Già il titolo della mostra dice più o meno tutto: fare è pensare è fare. Anzitutto dice che ci troviamo in una regione del mondo non occidentale. Nelle tradizioni americana ed europea infatti azione e pensiero solo in rare occasioni si sono sovrapposti. Il più delle volte, da una parte troviamo la riflessione razionale, la mente, dall’altra il corpo che agisce d’istinto per trasformare la materia. Niente di tutto questo. L’orizzonte dell’esposizione è piuttosto quello delle filosofie orientali, e più specificamente quello delle dottrine asiatiche. Si parla infatti di “nuovo artigianato coreano”. In quest’ottica, s’intende sostenere non tanto l’identità di fare e pensare, quanto il loro essere presi in un circolo che non ha né capo né coda. Che si cominci da un termine o dall’altro poco importa: entrambi rappresentano una porta d’ingresso alla stessa stanza. Fuor di metafora, nelle attività artigianali all’opera, insieme alle mani, c’è sempre anche il pensiero. In egual misura, anche nelle riflessioni più rarefatte la materia ha un suo ruolo: la mente lavora attraverso immagini, plasticamente, come fosse un tornio per modellare e scolpire una roccia impalpabile.

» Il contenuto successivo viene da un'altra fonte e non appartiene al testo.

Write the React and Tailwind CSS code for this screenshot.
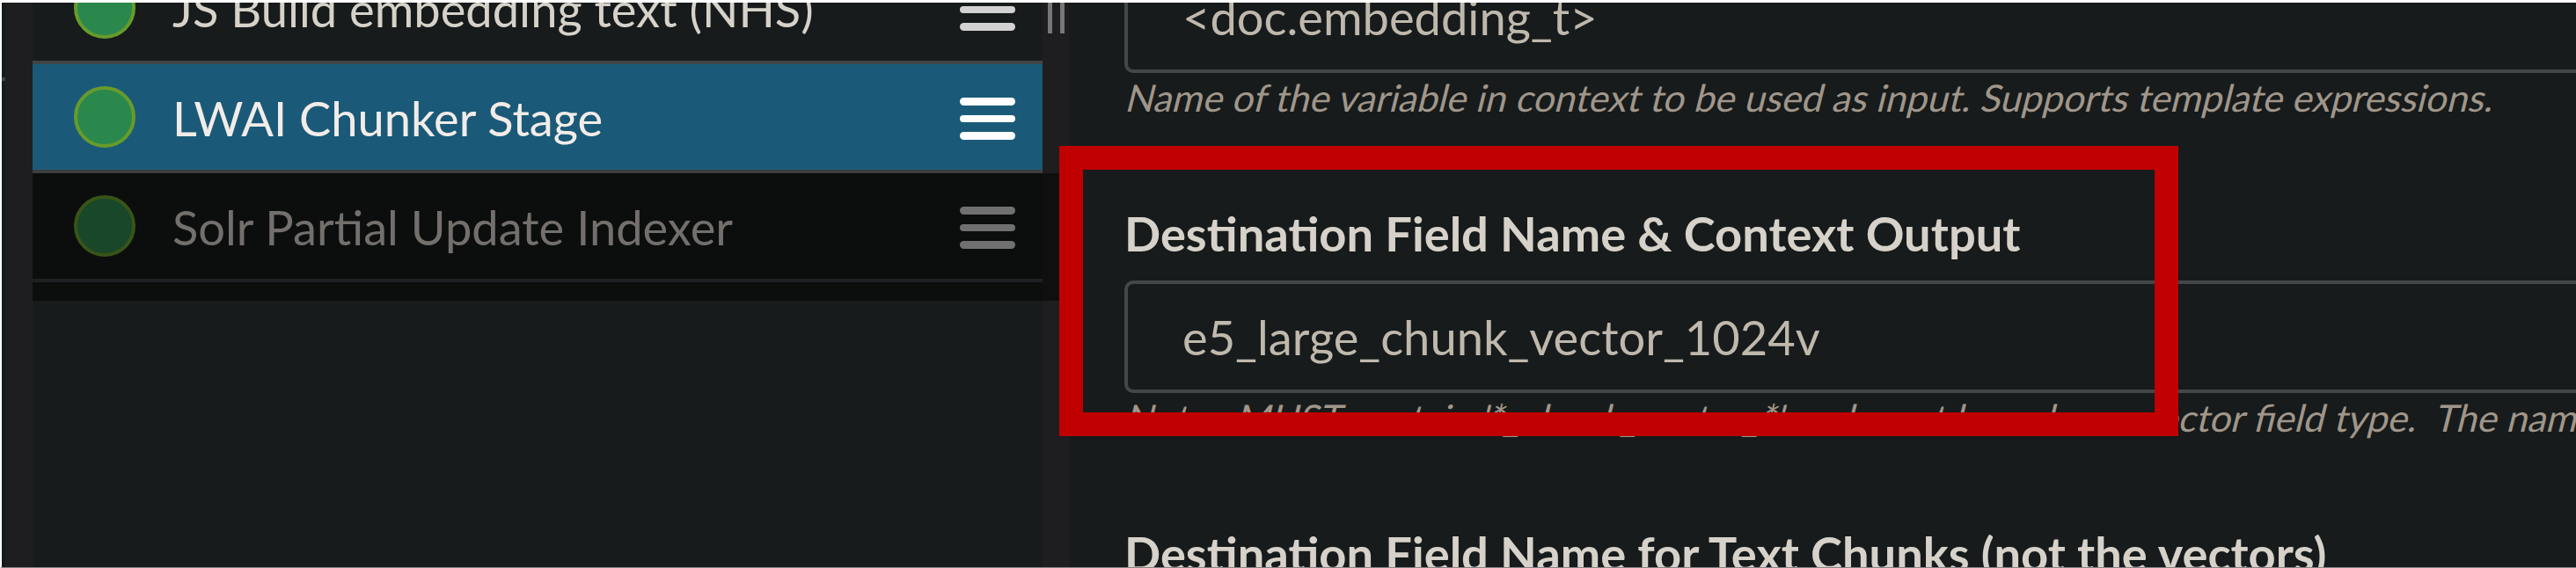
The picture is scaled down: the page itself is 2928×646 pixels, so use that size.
function Handle({ color }) {
  return (
    <div className="mt-[3.5px] flex w-[63px] flex-col gap-[11px]">
      {[0, 1, 2].map((i) => (
        <span key={i} className={`h-[8.5px] rounded-full ${color}`} />
      ))}
    </div>
  );
}

function Stage({ name, row, dot, text, bar, line }) {
  return (
    <div className="h-[124px] shrink-0">
      <div className={`flex h-[120px] items-center pl-[47px] pr-[31px] ${row}`}>
        <span className={`size-[70px] shrink-0 rounded-full border-4 ${dot}`} />
        <span className={`ml-[42px] grow whitespace-pre pt-[3px] text-[54.25px] leading-none ${text}`}>{name}</span>
        <Handle color={bar} />
      </div>
      <div className={`h-1 ${line}`} />
    </div>
  );
}

function Field({ label, value, hint }) {
  return (
    <div className="flex h-[364px] shrink-0 flex-col whitespace-pre">
      <div className="h-[80px] shrink-0 text-[54.25px] font-bold leading-[52px] text-[#d6d2ca]">{label}</div>
      <div className="flex h-[128px] shrink-0 items-center rounded-l-[10px] border-4 border-r-0 border-[#434748] pl-[62px] text-[54.25px] leading-[66px] text-[#bfb8ad]">
        {value}
      </div>
      <div className="origin-[0_43px] -skew-x-[14deg] pt-px text-[42.63px] leading-[54px] text-[#a0968a]">{hint}</div>
    </div>
  );
}

export default function App() {
  return (
    <div className="relative flex h-[646px] w-[2928px] overflow-hidden border-b border-l-2 border-t-[3px] border-b-[#858385] border-l-white border-t-white bg-[#171b1b] font-['Lato',sans-serif]">
      <div className="w-[4px] shrink-0 pt-[85px]">
        <div className="h-[4px] bg-[#414445]" />
      </div>
      <div className="w-[31px] shrink-0 bg-[#1e1e20]" />
      <div className="flex w-[1148px] shrink-0 flex-col">
        <div className="-mt-[54px] flex flex-col">
          <Stage name="JS Build embedding text (NHS)" row="" dot="border-[#679b2b] bg-[#2a884d]" text="text-[#d6d2ca]" bar="bg-[#d2d2d2]" line="bg-[#414445]" />
          <Stage name="LWAI Chunker Stage" row="bg-[#1a5a78]" dot="border-[#679b2b] bg-[#2a884d]" text="text-[#f2ece8]" bar="bg-white" line="bg-[#3c3e40]" />
          <Stage name="Solr Partial Update Indexer" row="bg-[#0c0e0e]" dot="border-[#385418] bg-[#184729]" text="text-[#726f6c]" bar="bg-[#707070]" line="bg-[#1f2023]" />
          <div className="h-[21px] bg-[#0c0e0e]" />
        </div>
      </div>
      <div className="flex w-[30px] shrink-0 flex-col bg-[#1e1e20]">
        <div className="flex h-[35px] gap-[9px] pl-[6px]">
          <div className="w-[5px] bg-[#777]" />
          <div className="w-[5px] bg-[#777]" />
        </div>
        <div className="mt-[159px] h-[145px] bg-[#0f0f10]" />
      </div>
      <div className="flex grow flex-col overflow-hidden pl-[63px]">
        <div className="-mt-[128px] flex flex-col">
          <Field label="Source" value="<doc.embedding_t>" hint="Name of the variable in context to be used as input. Supports template expressions." />
          <Field
            label="Destination Field Name & Context Output"
            value="e5_large_chunk_vector_1024v"
            hint="Note:  MUST contain '*_chunk_vector_*' and must be a dense vector field type.  The name of the field"
          />
          <Field label="Destination Field Name for Text Chunks (not the vectors)" value="" hint="" />
        </div>
      </div>
      <div className="absolute left-[1201.5px] top-[163px] h-[330px] w-[1272px] border-[27px] border-[#c00000]" />
    </div>
  );
}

Appena entrati nella sala, tutto questo diventa immediatamente comprensibile. Ci sono due sedie da meditazione, ovvero che costringono o a osservare una sfera perfettamente liscia o a stare distesi in posizione orizzontale-contemplativa. Si è subito portati a pensare che, anche se non si avesse voglia di riflettere, sedendosi su di esse saremmo in qualche modo portati a farlo. Ed è proprio così. Per i designer Chang, Cheon, Choi e Rhee, senza l’assenso del corpo e della sua postura non si va da nessuna parte: la parola rimane muta o, tutt’al più, poco autentica. Al contrario, se il corpo è proteso plasticamente all’ascolto e alla concentrazione i flussi di coscienza saranno stimolati.
La biunivocità di fare e pensare si palesa con ancora più insistenza nelle opere di Bae, Kim, Koh, Seo e Kang. Più che di design, per loro si può tranquillamente parlare di scultura. Si passa da vasi costruiti con piccole piastrelle di argilla a tinozze divise all’interno in scomparti geometrici. Per questi artisti, vale il principio secondo cui praticare i materiali, lavorarli con calma e cura equivale a elaborare idee e pensieri, raffinandoli sempre più.
Dalla Corea, insomma, un invito a non separare materia e spirito, a circondarsi di ambienti e oggetti corrispondenti ai nostri stati d’animo e alle nostre emozioni.